--- begin Records for this task ---

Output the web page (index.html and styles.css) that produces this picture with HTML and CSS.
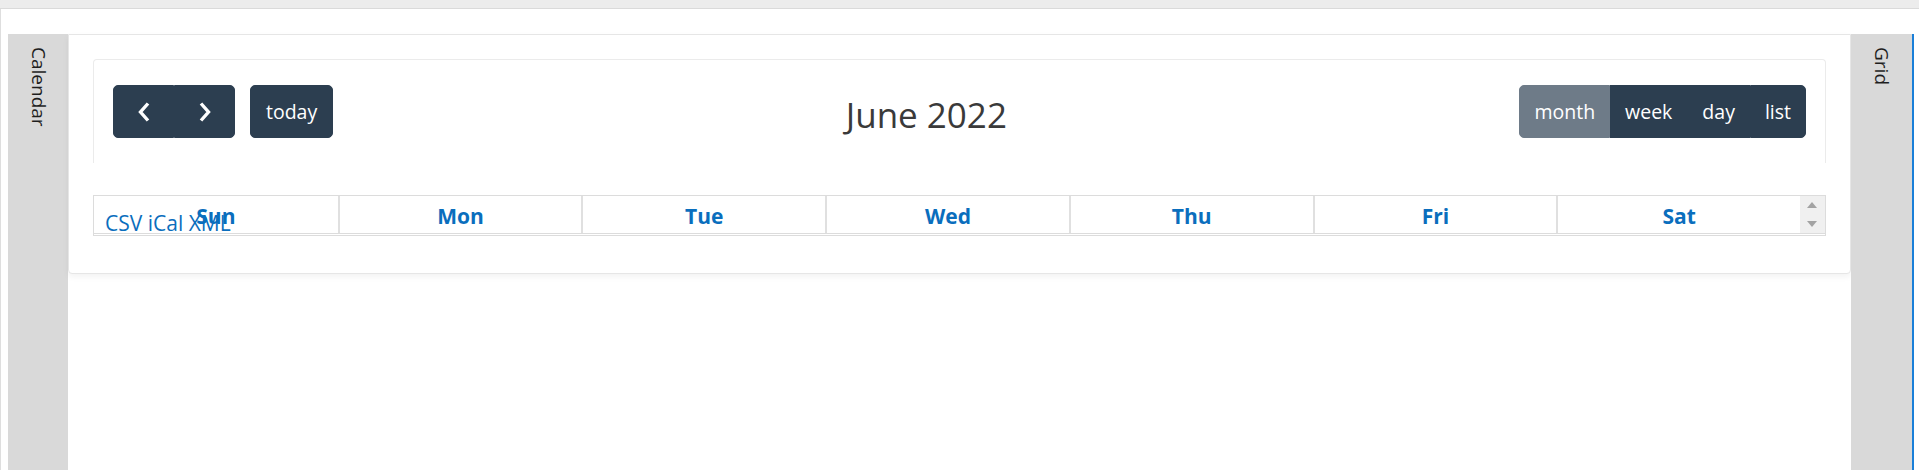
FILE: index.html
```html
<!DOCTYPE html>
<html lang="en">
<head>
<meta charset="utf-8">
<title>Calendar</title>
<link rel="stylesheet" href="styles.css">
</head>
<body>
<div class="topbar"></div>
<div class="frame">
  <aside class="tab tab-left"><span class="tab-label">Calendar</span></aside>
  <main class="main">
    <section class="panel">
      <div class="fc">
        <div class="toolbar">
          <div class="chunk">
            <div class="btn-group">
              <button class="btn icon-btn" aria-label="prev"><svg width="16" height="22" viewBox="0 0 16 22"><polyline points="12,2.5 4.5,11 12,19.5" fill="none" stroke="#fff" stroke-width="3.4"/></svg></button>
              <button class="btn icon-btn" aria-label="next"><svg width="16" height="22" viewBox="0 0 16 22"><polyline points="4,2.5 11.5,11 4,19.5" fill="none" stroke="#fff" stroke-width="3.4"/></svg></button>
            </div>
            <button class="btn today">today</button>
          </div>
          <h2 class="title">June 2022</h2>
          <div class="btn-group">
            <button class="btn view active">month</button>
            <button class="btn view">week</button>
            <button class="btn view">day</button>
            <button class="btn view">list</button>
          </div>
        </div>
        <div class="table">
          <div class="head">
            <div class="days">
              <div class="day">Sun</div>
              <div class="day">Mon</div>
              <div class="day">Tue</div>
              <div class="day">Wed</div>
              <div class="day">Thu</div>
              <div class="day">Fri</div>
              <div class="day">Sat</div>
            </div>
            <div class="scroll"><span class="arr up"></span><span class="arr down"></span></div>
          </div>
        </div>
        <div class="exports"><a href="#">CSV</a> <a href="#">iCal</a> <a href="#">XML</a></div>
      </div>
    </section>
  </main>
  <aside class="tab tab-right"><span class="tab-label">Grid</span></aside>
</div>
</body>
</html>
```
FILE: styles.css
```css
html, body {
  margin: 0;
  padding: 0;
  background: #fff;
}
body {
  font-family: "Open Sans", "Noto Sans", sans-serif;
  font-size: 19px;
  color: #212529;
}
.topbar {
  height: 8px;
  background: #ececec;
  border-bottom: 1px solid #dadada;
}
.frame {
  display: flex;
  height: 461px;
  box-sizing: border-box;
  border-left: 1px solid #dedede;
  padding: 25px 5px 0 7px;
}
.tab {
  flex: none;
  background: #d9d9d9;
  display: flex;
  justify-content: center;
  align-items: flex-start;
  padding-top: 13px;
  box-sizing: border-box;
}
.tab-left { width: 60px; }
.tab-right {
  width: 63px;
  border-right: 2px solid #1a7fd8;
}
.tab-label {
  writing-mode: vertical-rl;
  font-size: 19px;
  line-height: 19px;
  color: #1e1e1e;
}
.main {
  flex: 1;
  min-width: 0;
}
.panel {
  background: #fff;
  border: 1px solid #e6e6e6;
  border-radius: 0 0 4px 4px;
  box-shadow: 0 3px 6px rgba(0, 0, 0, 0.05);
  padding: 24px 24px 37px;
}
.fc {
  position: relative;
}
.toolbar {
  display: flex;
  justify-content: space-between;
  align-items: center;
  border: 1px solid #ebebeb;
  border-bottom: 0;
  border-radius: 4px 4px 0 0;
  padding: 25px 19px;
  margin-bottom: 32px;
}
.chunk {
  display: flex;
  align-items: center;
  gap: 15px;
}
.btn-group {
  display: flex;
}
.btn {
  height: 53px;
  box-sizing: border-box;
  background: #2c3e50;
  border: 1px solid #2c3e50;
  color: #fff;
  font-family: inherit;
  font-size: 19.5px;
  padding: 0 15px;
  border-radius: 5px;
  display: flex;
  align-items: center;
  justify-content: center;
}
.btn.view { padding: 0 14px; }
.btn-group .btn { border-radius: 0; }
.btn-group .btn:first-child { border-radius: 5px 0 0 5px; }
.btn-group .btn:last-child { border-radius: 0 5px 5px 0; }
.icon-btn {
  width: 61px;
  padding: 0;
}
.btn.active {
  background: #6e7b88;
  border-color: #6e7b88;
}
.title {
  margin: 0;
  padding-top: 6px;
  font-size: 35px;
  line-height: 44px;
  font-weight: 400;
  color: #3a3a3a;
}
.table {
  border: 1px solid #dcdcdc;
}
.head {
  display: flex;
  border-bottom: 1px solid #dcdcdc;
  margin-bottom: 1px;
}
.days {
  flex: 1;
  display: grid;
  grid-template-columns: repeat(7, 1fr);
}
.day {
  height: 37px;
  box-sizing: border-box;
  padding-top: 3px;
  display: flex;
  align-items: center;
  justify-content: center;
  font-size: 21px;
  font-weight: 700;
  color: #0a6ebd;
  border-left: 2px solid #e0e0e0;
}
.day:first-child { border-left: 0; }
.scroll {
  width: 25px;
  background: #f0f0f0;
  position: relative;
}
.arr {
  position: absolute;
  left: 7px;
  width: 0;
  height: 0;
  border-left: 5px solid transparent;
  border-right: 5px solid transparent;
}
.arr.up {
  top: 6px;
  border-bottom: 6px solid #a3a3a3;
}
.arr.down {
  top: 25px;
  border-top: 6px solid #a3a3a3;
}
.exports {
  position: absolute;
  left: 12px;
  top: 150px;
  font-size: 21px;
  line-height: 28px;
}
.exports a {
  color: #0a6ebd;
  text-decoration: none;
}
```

--- end Records for this task ---
--- begin Records for this task ---

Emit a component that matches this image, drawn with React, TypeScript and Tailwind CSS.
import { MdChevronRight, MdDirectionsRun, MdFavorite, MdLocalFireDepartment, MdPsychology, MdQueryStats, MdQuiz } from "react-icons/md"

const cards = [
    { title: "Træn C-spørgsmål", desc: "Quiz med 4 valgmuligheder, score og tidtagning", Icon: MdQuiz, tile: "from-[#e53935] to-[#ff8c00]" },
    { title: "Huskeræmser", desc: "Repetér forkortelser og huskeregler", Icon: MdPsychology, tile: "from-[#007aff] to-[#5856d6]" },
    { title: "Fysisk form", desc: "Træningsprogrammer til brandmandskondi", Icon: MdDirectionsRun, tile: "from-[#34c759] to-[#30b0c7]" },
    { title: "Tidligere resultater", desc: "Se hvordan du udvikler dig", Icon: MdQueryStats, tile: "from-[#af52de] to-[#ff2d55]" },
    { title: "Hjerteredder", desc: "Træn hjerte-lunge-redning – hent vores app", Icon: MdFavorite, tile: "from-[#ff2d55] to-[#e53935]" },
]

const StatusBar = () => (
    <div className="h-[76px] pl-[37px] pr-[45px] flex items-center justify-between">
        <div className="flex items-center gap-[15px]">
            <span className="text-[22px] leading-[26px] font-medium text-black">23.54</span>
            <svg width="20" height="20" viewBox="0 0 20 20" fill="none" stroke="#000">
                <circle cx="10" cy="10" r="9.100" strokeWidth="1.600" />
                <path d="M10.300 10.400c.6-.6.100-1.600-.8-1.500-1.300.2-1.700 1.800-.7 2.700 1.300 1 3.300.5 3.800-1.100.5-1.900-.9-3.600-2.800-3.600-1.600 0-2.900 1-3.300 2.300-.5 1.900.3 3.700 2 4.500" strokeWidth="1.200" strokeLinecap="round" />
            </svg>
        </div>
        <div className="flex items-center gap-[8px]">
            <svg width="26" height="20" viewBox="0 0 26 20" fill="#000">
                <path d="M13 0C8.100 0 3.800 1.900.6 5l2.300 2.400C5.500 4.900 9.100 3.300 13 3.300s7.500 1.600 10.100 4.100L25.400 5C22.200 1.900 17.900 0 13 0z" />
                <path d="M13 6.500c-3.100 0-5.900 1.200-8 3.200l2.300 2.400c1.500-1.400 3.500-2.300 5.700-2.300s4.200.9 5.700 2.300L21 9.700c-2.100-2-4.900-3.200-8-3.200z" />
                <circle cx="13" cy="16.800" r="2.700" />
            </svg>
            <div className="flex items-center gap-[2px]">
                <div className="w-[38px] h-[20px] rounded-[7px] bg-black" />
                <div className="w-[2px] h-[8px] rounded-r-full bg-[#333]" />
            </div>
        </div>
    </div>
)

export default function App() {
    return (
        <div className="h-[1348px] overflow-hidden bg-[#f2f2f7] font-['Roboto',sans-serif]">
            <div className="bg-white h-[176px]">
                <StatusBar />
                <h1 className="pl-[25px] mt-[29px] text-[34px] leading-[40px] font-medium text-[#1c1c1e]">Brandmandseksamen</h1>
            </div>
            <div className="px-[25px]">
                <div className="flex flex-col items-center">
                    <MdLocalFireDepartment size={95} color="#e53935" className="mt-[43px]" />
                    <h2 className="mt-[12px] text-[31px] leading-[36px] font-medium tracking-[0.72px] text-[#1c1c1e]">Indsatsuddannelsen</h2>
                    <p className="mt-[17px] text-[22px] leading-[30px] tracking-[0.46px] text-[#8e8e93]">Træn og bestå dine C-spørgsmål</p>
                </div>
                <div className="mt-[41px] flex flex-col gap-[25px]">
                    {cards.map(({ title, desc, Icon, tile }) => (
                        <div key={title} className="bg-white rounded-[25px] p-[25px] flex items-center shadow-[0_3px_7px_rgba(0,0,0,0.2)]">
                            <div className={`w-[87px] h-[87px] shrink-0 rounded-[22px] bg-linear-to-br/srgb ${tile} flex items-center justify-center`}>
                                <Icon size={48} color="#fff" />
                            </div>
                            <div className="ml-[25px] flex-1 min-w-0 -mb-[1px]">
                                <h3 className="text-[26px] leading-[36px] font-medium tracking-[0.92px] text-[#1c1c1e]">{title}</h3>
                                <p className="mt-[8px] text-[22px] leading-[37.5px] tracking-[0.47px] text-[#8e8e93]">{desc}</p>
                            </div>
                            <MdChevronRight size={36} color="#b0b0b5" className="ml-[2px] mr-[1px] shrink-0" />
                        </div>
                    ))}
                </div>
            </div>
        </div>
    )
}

--- end Records for this task ---

**Work required**
The lines to transcribe begin at the line with "Emit a component" and end at the line with "MdPsychology, MdQueryStats, MdQuiz"; copy them exactly, both ends included.

**Completed exercise**
Emit a component that matches this image, drawn with React, TypeScript and Tailwind CSS.
import { MdChevronRight, MdDirectionsRun, MdFavorite, MdLocalFireDepartment, MdPsychology, MdQueryStats, MdQuiz } from "react-icons/md"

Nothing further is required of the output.